Malaysia Airlines (MAS) is betting on its first new routes in almost a decade and growth in China, where it wants to triple business over five years, to help it return to profitability in 2018 and list the year after, its chief executive said yesterday.
Mr Peter Bellew, who took the reins at the Malaysian flag carrier in July, said the group was already losing less money than it had forecast and was on track to break even in the last quarter of 2017, with bookings for the coming months ahead of last year, despite a reduced fleet.
"We are in expansion mode," he told a gathering at the CAPA Asia Summit 2016. "March 2019. Notwithstanding shocks, that's our Olympic Games, that's what we're focused on at the moment," he said, referring to the group's plans to be ready for a listing by 2019.
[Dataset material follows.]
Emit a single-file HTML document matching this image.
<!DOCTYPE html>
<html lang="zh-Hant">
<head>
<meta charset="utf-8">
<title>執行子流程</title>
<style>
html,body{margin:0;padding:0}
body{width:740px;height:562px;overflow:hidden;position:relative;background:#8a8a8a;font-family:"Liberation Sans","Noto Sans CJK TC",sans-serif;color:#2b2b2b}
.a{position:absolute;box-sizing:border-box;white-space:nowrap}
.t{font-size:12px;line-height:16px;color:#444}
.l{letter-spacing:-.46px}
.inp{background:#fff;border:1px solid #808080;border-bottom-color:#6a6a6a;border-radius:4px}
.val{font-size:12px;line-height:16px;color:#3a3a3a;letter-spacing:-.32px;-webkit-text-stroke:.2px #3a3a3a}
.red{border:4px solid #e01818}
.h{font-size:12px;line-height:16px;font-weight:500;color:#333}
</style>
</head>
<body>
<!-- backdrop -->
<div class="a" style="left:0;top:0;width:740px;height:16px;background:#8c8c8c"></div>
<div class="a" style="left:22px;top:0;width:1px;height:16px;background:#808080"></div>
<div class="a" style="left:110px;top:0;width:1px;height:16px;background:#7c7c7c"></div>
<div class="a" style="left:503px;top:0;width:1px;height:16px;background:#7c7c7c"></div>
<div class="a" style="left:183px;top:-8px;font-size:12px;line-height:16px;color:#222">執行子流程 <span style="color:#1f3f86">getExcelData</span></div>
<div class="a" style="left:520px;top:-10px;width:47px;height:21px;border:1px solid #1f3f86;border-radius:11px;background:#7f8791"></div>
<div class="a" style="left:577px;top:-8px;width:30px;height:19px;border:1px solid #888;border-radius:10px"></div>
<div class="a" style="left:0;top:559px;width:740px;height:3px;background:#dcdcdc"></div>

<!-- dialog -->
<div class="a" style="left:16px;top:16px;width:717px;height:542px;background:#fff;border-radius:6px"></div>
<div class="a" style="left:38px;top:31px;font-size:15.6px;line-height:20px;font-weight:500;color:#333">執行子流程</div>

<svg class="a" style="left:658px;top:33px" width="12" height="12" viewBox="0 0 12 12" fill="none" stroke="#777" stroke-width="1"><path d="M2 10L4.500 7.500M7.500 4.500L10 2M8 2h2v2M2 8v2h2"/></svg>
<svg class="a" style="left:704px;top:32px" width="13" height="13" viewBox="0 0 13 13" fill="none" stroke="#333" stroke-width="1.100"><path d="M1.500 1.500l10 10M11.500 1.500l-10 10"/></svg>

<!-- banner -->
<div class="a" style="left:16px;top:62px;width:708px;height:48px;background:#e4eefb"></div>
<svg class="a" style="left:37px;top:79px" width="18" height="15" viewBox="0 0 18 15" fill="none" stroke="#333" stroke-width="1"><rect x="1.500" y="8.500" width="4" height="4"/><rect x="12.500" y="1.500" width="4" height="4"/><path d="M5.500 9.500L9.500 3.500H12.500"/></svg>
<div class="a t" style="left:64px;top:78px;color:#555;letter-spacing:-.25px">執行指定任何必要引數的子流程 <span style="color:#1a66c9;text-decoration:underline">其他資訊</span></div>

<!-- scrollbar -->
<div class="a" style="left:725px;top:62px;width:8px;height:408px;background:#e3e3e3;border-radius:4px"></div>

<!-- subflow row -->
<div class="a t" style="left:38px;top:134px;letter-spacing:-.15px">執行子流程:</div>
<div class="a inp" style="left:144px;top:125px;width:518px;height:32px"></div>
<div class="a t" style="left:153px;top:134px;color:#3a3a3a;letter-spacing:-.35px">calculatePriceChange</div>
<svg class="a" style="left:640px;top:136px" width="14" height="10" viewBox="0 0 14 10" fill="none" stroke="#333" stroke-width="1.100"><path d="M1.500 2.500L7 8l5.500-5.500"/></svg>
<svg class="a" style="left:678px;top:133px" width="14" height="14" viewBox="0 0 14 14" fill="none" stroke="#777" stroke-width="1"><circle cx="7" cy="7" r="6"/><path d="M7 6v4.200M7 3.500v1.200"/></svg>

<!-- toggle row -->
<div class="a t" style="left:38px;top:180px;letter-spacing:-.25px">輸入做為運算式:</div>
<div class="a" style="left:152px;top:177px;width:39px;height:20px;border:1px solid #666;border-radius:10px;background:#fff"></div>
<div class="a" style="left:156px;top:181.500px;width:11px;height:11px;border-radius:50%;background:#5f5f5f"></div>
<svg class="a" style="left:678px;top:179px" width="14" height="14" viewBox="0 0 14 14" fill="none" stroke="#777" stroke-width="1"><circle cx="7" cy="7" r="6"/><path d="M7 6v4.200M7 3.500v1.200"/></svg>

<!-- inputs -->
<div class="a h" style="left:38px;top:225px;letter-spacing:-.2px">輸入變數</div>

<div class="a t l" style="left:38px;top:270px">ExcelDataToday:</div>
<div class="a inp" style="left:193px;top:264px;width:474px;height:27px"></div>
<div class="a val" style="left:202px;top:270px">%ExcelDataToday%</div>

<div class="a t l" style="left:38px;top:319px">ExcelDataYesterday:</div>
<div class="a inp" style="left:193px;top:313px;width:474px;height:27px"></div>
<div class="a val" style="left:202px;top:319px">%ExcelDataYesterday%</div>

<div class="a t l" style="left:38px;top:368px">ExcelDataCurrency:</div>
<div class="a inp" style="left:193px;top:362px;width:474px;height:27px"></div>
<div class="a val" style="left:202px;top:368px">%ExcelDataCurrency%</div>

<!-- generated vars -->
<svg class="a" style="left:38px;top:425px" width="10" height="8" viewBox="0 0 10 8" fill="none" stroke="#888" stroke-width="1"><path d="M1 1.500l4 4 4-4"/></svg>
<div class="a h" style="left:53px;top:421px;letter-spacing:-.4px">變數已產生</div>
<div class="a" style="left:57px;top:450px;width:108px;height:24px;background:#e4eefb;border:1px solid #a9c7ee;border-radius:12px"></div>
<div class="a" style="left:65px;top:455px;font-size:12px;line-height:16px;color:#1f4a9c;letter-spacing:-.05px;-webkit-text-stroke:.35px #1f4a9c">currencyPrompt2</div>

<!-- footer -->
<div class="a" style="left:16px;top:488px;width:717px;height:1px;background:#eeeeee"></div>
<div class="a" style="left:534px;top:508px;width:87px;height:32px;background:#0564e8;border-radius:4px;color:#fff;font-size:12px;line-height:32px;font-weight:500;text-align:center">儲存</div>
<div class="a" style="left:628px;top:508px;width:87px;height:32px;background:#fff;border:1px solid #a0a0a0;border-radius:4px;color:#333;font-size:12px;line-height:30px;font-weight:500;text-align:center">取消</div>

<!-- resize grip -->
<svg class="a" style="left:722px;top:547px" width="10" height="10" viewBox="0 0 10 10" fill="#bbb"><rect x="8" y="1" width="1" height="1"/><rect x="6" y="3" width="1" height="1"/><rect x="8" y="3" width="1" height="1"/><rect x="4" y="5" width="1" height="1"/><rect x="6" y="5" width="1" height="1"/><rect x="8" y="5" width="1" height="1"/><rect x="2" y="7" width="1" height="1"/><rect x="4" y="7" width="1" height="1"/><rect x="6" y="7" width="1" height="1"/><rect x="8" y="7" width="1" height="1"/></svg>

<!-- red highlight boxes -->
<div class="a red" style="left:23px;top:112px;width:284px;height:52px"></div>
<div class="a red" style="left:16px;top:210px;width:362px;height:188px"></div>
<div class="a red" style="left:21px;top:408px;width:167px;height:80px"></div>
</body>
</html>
Key to its plans is China, where MAS is launching flights to eight new destinations and adding 11 routes between the two countries starting next year, betting on geographic proximity and linguistic ties.
"They say they don't need low- cost carriers. They are looking for full-service carriers, with alliances," he said.
Mr Bellew, a former Ryanair executive, said he also saw a shakeout among low-cost airlines in the region, which is one of the most crowded and includes some of the toughest competitors globally.
Aircraft orders in Indonesia and Malaysia are more than double Chinese orders. "There are going to be some big losers. There is going to be blood on the floor," he said.
MAS has been battling to turn around its business since a disastrous 2014, which saw aviation's greatest mystery, the disappearance of Flight MH370, and the shooting down of Flight MH17 over eastern Ukraine.
The carrier was later taken private by state-fund Khazanah Nasional as part of a restructuring, which included a shrinking of its network. Since then, MAS has cancelled all non-stop flights to Europe except to London, and ended several low-yield Asia-Pacific services.
Mr Bellew said the group, through a new unit, would rent out its Airbus A380 superjumbos to religious travel groups for Haj and Umrah pilgrimages - a move that could dispel recent gloom over demand for the huge jets.